When I teach about the First Amendment Free Exercise of Religion at Lafayette College, which used to occupy a routine pair of classes, I now wheel into the classroom a large white board that will occupy us for weeks, filled with all of the exceptions that the Court has created here restoring, in piecemeal fashion, the pre-Scalia, 1990 decision, world. I explain what has become the “Swiss Cheesing” of the First Amendment’s Free Exercise clause, allowing, among others, for claims to be considered for exceptions for federal prisoners and others being held in government institutions, for a religious group in Hialeah, Florida seeking to sacrifice animals in religious ceremonies, and for a small religious group seeking to drink ceremonial hallucinogenic tea from the Amazon. The string of exceptions to Scalia’s Smith rule has created so many holes that there is almost no cheese left.
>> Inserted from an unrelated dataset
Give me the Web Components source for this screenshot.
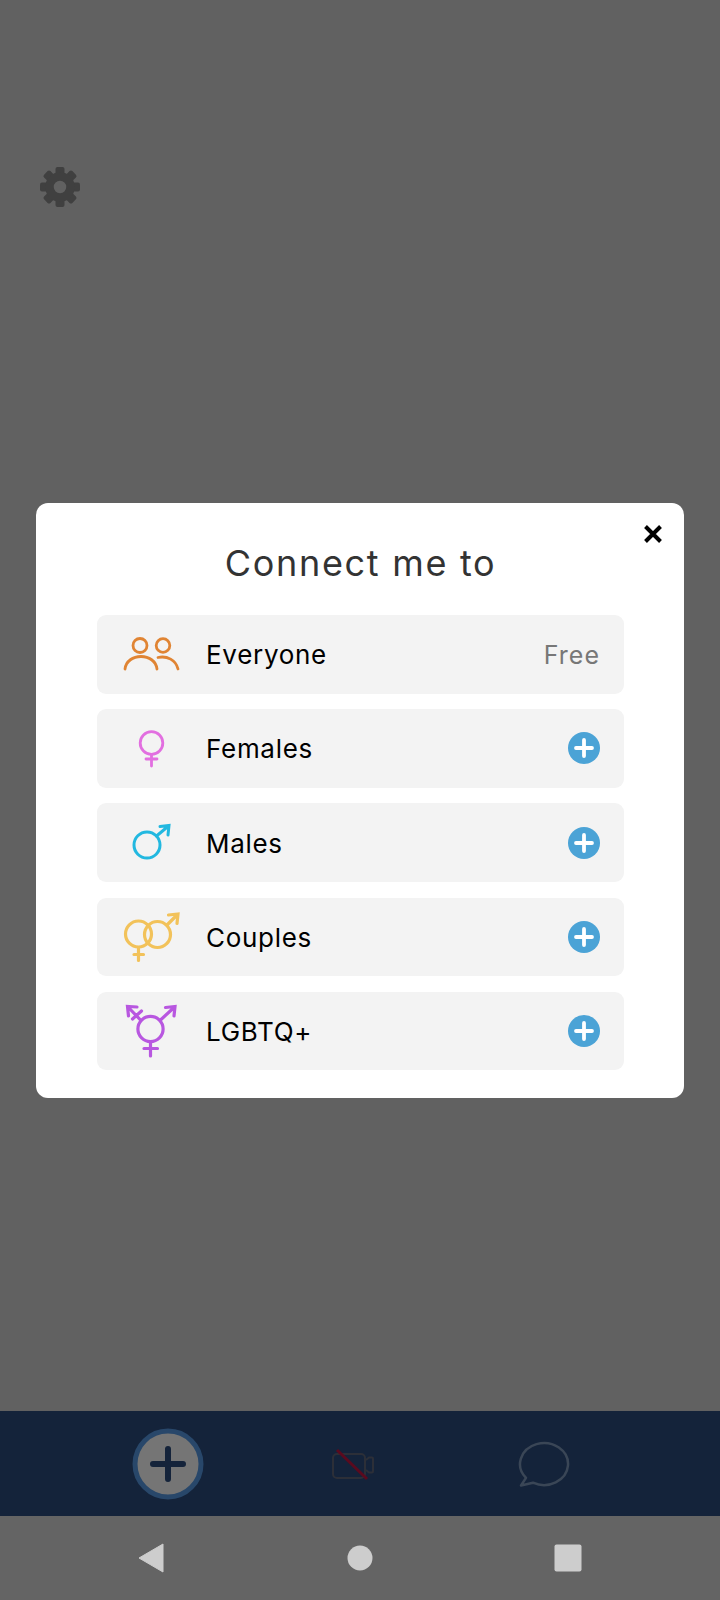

After the Hobby Lobby decision, I will have to make one more change to the top of my board, one which risks doubling the number of exceptions, adding next to the words “person’s Free Exercise of Religion rights,” the phrase “and closely-held corporations’ religious rights”

Even though the majority in Hobby Lobby has further limited Scalia’s Smith case holding, since that result comports with his pro-religious accommodation, pro-corporation constitutional rights, viewpoint, he silently votes with them. While Scalia likes to say in his public speeches that his version of the Constitution is “Dead. Dead. Dead,” once more his reading of Founding era history to construct his originalist interpretation of the Constitution is very much an evolving work in progress.